Trivial Ring Extensions: Definition and Applications

Updated 10 December 2025

Trivial ring extensions are defined by extending a ring R with an R-module M, yielding a new ring R ⨁ M where (0, M) forms a nilpotent ideal.
They serve as accessible models to investigate module-theoretic properties, clarifying the structures of projective, injective, and flat modules.
Applications include constructing non-reduced rings to test transfer principles in coherence, regularity, Gaussian properties, and Gorenstein conditions.

A trivial ring extension is a canonical construction in ring and module theory in which a (typically commutative) ring $R$ is extended by an $R$ -module or $R$ – $R$ -bimodule $M$ to form a new ring $R \ltimes M$ . This additive group is $R \oplus M$ , with multiplication $(r,m)\cdot(r',m') = (rr',\; r m' + m r')$ . Such extensions play a fundamental role in both commutative and non-commutative ring theory, providing a tractable class of non-reduced rings with controlled nilpotent structure, and feature prominently in the paper of homological, categorical, and homotopical properties of ring extensions and their associated module categories.

1. Formal Definition and Basic Properties

Let $R$ be a unital (possibly associative, not necessarily commutative) ring and $M$ an $R$ - $R$ -bimodule. The trivial ring extension (sometimes called the Nagata idealization or split null extension) is defined as: $R \ltimes M = \{\, (r,m) \mid r\in R,\, m\in M \,\}$ with addition and multiplication given by: $(r,m) + (r',m') = (r+r',\, m + m'), \quad (r,m) \cdot (r',m') = (rr',\, r m' + m r')$ The element $(0, m)$ is central only if $M$ is symmetric as a bimodule. The set $0 \oplus M$ forms a two-sided nilpotent ideal, and $(1, 0)$ is the multiplicative identity. The quotient $R\ltimes M / (0 \oplus M) \cong R$ recovers the base ring.
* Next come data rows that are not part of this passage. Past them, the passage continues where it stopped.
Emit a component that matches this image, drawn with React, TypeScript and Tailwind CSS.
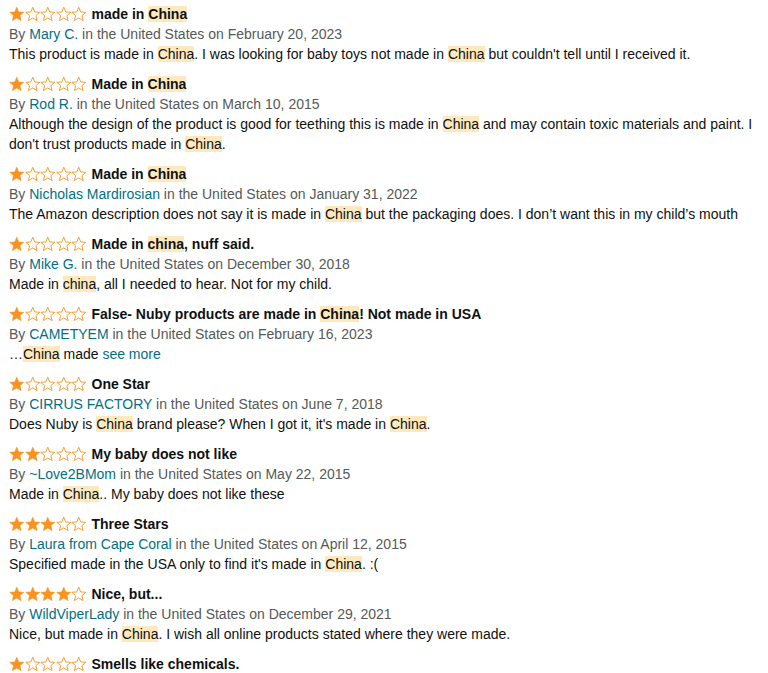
import React from "react"

type Review = {
	stars: number
	title: string
	author: string
	date: string
	body: string
	more?: boolean
}

const reviews: Review[] = [
	{
		stars: 1,
		title: "made in China",
		author: "Mary C.",
		date: "February 20, 2023",
		body: "This product is made in China. I was looking for baby toys not made in China but couldn't tell until I received it.",
	},
	{
		stars: 1,
		title: "Made in China",
		author: "Rod R.",
		date: "March 10, 2015",
		body: "Although the design of the product is good for teething this is made in China and may contain toxic materials and paint. I don't trust products made in China.",
	},
	{
		stars: 1,
		title: "Made in China",
		author: "Nicholas Mardirosian",
		date: "January 31, 2022",
		body: "The Amazon description does not say it is made in China but the packaging does. I don\u2019t want this in my child\u2019s mouth",
	},
	{
		stars: 1,
		title: "Made in china, nuff said.",
		author: "Mike G.",
		date: "December 30, 2018",
		body: "Made in china, all I needed to hear. Not for my child.",
	},
	{
		stars: 1,
		title: "False- Nuby products are made in China! Not made in USA",
		author: "CAMETYEM",
		date: "February 16, 2023",
		body: "\u2026China made",
		more: true,
	},
	{
		stars: 1,
		title: "One Star",
		author: "CIRRUS FACTORY",
		date: "June 7, 2018",
		body: "Does Nuby is China brand please? When I got it, it's made in China.",
	},
	{
		stars: 2,
		title: "My baby does not like",
		author: "~Love2BMom",
		date: "May 22, 2015",
		body: "Made in China.. My baby does not like these",
	},
	{
		stars: 3,
		title: "Three Stars",
		author: "Laura from Cape Coral",
		date: "April 12, 2015",
		body: "Specified made in the USA only to find it's made in China. :(",
	},
	{
		stars: 4,
		title: "Nice, but...",
		author: "WildViperLady",
		date: "December 29, 2021",
		body: "Nice, but made in China. I wish all online products stated where they were made.",
	},
]

const Highlight = ({ text }: { text: string }) => (
	<>
		{text.split(/(china)/i).map((part, i) =>
			/^china$/i.test(part) ? (
				<span key={i} className="bg-[#fde9bd]">
					{part}
				</span>
			) : (
				<React.Fragment key={i}>{part}</React.Fragment>
			)
		)}
	</>
)

const Star = ({ filled }: { filled: boolean }) => (
	<svg width="15.5" height="16" viewBox="0 0 24 24" className="shrink-0">
		<polygon
			points="12,1.5 15,8.8 22.8,9.4 16.9,14.5 18.7,22.2 12,18.1 5.3,22.2 7.1,14.5 1.2,9.4 9,8.8"
			fill={filled ? "#f7931e" : "none"}
			stroke="#f7931e"
			strokeWidth={filled ? 1 : 1.4}
			strokeLinejoin="round"
		/>
	</svg>
)

const Stars = ({ count }: { count: number }) => (
	<div className="flex items-center">
		{[0, 1, 2, 3, 4].map((i) => (
			<Star key={i} filled={i < count} />
		))}
	</div>
)

export default function App() {
	return (
		<main
			className="w-[768px] h-[673px] overflow-hidden bg-white pl-[9px] pr-[4px] pt-[4px] text-[14px] leading-[20px] text-[#0f1111]"
			style={{ fontFamily: '"Liberation Sans", Arial, sans-serif' }}>
			{reviews.map((r, idx) => (
				<section key={idx} className="mb-[10px]">
					<div className="flex items-center gap-[5px]">
						<Stars count={r.stars} />
						<p className="font-bold whitespace-nowrap">
							<Highlight text={r.title} />
						</p>
					</div>
					<p className="text-[#565959]">
						By <span className="text-[#007185]">{r.author}</span> in the United States on{" "}
						{r.date}
					</p>
					<p>
						<Highlight text={r.body} />
						{r.more && <span className="text-[#007185]"> see more</span>}
					</p>
				</section>
			))}
			<section>
				<div className="flex items-center gap-[5px]">
					<Stars count={1} />
					<p className="font-bold whitespace-nowrap">Smells like chemicals.</p>
				</div>
			</section>
		</main>
	)
}
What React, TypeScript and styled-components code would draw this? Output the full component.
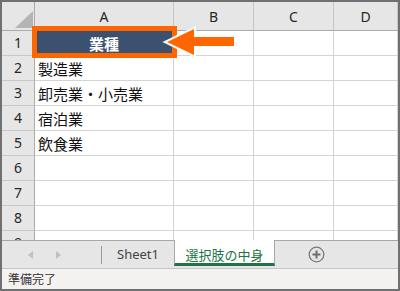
import React from "react";
import styled, { createGlobalStyle } from "styled-components";

const Global = createGlobalStyle`
  html, body { margin: 0; padding: 0; background: #fff; }
  body { font-family: "Noto Sans", "Noto Sans CJK JP", sans-serif; }
`;

const Frame = styled.div`
  width: 400px;
  height: 291px;
  box-sizing: border-box;
  border: 2px solid #707070;
  display: flex;
  flex-direction: column;
  overflow: hidden;
  background: #fff;
`;

const Sheet = styled.div`
  position: relative;
  height: 238px;
  flex: none;
  overflow: hidden;
`;

const Row = styled.div<{ $h: number }>`
  display: grid;
  grid-template-columns: 33px 139px 80px 80px 64px;
  height: ${(p) => p.$h}px;
`;

const Corner = styled.div`
  box-sizing: border-box;
  background: #e6e6e6;
  border-right: 1px solid #ababab;
  border-bottom: 1px solid #ababab;
  display: flex;
  align-items: flex-end;
  justify-content: flex-end;
  padding: 0 1px 2px 0;
`;

const ColHead = styled.div`
  box-sizing: border-box;
  background: #e6e6e6;
  border-right: 1px solid #c6c6c6;
  border-bottom: 1px solid #ababab;
  display: flex;
  align-items: center;
  justify-content: center;
  font-family: "Noto Sans", sans-serif;
  font-size: 14px;
  line-height: 1;
  color: #262626;
  padding-top: 2px;
`;

const RowHead = styled.div`
  box-sizing: border-box;
  background: #e6e6e6;
  border-right: 1px solid #ababab;
  border-bottom: 1px solid #c8c8c8;
  display: flex;
  align-items: center;
  justify-content: center;
  font-family: "Noto Sans", sans-serif;
  font-size: 14px;
  line-height: 1;
  color: #262626;
`;

const Cell = styled.div<{ $title?: boolean }>`
  box-sizing: border-box;
  border-right: 1px solid #d4d4d4;
  border-bottom: 1px solid #d4d4d4;
  display: flex;
  align-items: center;
  justify-content: ${(p) => (p.$title ? "center" : "flex-start")};
  padding-left: ${(p) => (p.$title ? 0 : 3)}px;
  background: ${(p) => (p.$title ? "#3b5170" : "#fff")};
  color: ${(p) => (p.$title ? "#fff" : "#111")};
  font-weight: ${(p) => (p.$title ? 700 : 400)};
  font-family: "Noto Sans CJK JP", sans-serif;
  font-size: 15px;
  line-height: 1;
  white-space: nowrap;
`;

const Highlight = styled.div`
  position: absolute;
  left: 30px;
  top: 24px;
  width: 145px;
  height: 32px;
  box-sizing: border-box;
  border: 5px solid #ff6600;
`;

const ArrowSvg = styled.svg`
  position: absolute;
  left: 158px;
  top: 20px;
`;

const TabBar = styled.div`
  height: 28px;
  box-sizing: border-box;
  flex: none;
  border-top: 1px solid #a8a8a8;
  background: #e6e6e6;
  display: flex;
  align-items: center;
`;

const NavArea = styled.div`
  width: 99px;
  height: 100%;
  display: flex;
  align-items: center;
  padding-left: 26px;
  gap: 23px;
  box-sizing: border-box;
`;

const Divider = styled.div`
  width: 1px;
  height: 18px;
  background: #9a9a9a;
  align-self: center;
`;

const Tab = styled.div`
  width: 72px;
  height: 100%;
  display: flex;
  align-items: center;
  justify-content: center;
  font-family: "Noto Sans", "Noto Sans CJK JP", sans-serif;
  font-size: 13px;
  line-height: 1;
  color: #444;
`;

const ActiveTab = styled.div`
  width: 101px;
  height: 26px;
  box-sizing: border-box;
  align-self: flex-start;
  margin-top: -1px;
  background: #fff;
  border-left: 1px solid #a8a8a8;
  border-right: 1px solid #a8a8a8;
  border-bottom: 3px solid #217346;
  display: flex;
  align-items: center;
  justify-content: center;
  padding-top: 5px;
  font-family: "Noto Sans CJK JP", sans-serif;
  font-size: 13px;
  line-height: 1;
  color: #217346;
`;

const AddButton = styled.div`
  margin-left: 33px;
  width: 17px;
  height: 17px;
  display: flex;
`;

const StatusBar = styled.div`
  flex: 1;
  box-sizing: border-box;
  border-top: 1px solid #c6c6c6;
  background: #f3f2f1;
  display: flex;
  align-items: center;
  padding-left: 6px;
  font-family: "Noto Sans CJK JP", sans-serif;
  font-size: 12px;
  line-height: 1;
  color: #333;
`;

const columns = ["A", "B", "C", "D"];
const values = ["業種", "製造業", "卸売業・小売業", "宿泊業", "飲食業", "", "", "", ""];

const NavArrow = ({ dir }: { dir: "left" | "right" }) => (
  <svg width="5" height="8" viewBox="0 0 5 8">
    {dir === "left" ? (
      <polygon points="5,0 0,4 5,8" fill="#c0c0c0" />
    ) : (
      <polygon points="0,0 5,4 0,8" fill="#c0c0c0" />
    )}
  </svg>
);

export default function App() {
  return (
    <>
      <Global />
      <Frame>
        <Sheet>
          <Row $h={29}>
            <Corner>
              <svg width="18" height="17" viewBox="0 0 18 17">
                <polygon points="0,17 18,17 18,0" fill="#b4b4b4" />
              </svg>
            </Corner>
            {columns.map((c) => (
              <ColHead key={c}>{c}</ColHead>
            ))}
          </Row>
          {values.map((v, i) => (
            <Row $h={25} key={i}>
              <RowHead>{i + 1}</RowHead>
              <Cell $title={i === 0}>{v}</Cell>
              <Cell />
              <Cell />
              <Cell />
            </Row>
          ))}
          <Highlight />
          <ArrowSvg width="80" height="40" viewBox="0 0 80 40">
            <polygon
              points="7,20 34,7 34,15 74,15 74,24 34,24 34,33"
              fill="#ff6600"
              stroke="#ffffff"
              strokeWidth="4"
              strokeLinejoin="miter"
              style={{ paintOrder: "stroke" }}
            />
          </ArrowSvg>
        </Sheet>
        <TabBar>
          <NavArea>
            <NavArrow dir="left" />
            <NavArrow dir="right" />
          </NavArea>
          <Divider />
          <Tab>Sheet1</Tab>
          <ActiveTab>選択肢の中身</ActiveTab>
          <AddButton>
            <svg width="17" height="17" viewBox="0 0 17 17">
              <circle cx="8.5" cy="8.5" r="7.3" fill="none" stroke="#7a7a7a" strokeWidth="1.3" />
              <line x1="4.5" y1="8.5" x2="12.5" y2="8.5" stroke="#6e6e6e" strokeWidth="2" />
              <line x1="8.5" y1="4.5" x2="8.5" y2="12.5" stroke="#6e6e6e" strokeWidth="2" />
            </svg>
          </AddButton>
        </TabBar>
        <StatusBar>準備完了</StatusBar>
      </Frame>
    </>
  );
}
For $n$ -trivial extensions, as in Benkhadra–Bennis–García Rozas (Benkhadra et al., 2019), given $R$ and an $n$ -tuple $M = (M_1,\ldots,M_n)$ of $R$ -bimodules, and maps $P_{i,j}: M_i\otimes_R M_j \to M_{i+j}$ (for $i+j\le n$ ) satisfying associativity conditions, the $n$ -trivial extension ring $S$ is $R \oplus M_1 \oplus \cdots \oplus M_n$ with induced multiplication.

The classical trivial extension is the $n = 1$ case, $R \ltimes M$ (Bennis et al., 2016, Anderson et al., 2016).

2. Module-Theoretic and Homological Structure

A left $R \ltimes M$ -module can be equivalently described as an $R$ -module $X$ together with an $R$ -linear homomorphism $\alpha: M\otimes_R X \to X$ with $\alpha \circ (M\otimes\alpha)=0$ . This reflects the relation $(0,m)^2 = 0$ . Projective, injective, and flat $R \ltimes M$ -modules can be explicitly characterized:

Projectives are of the form $T(P) = (P\oplus M\otimes_R P \to P)$ where $P$ is projective over $R$ .
Injectives as $H(E)=[\operatorname{Hom}_R(M,E)\to E]$ with $E$ injective over $R$ .
Flatness and Gorenstein properties require additional bimodule hypotheses (Mao, 2023).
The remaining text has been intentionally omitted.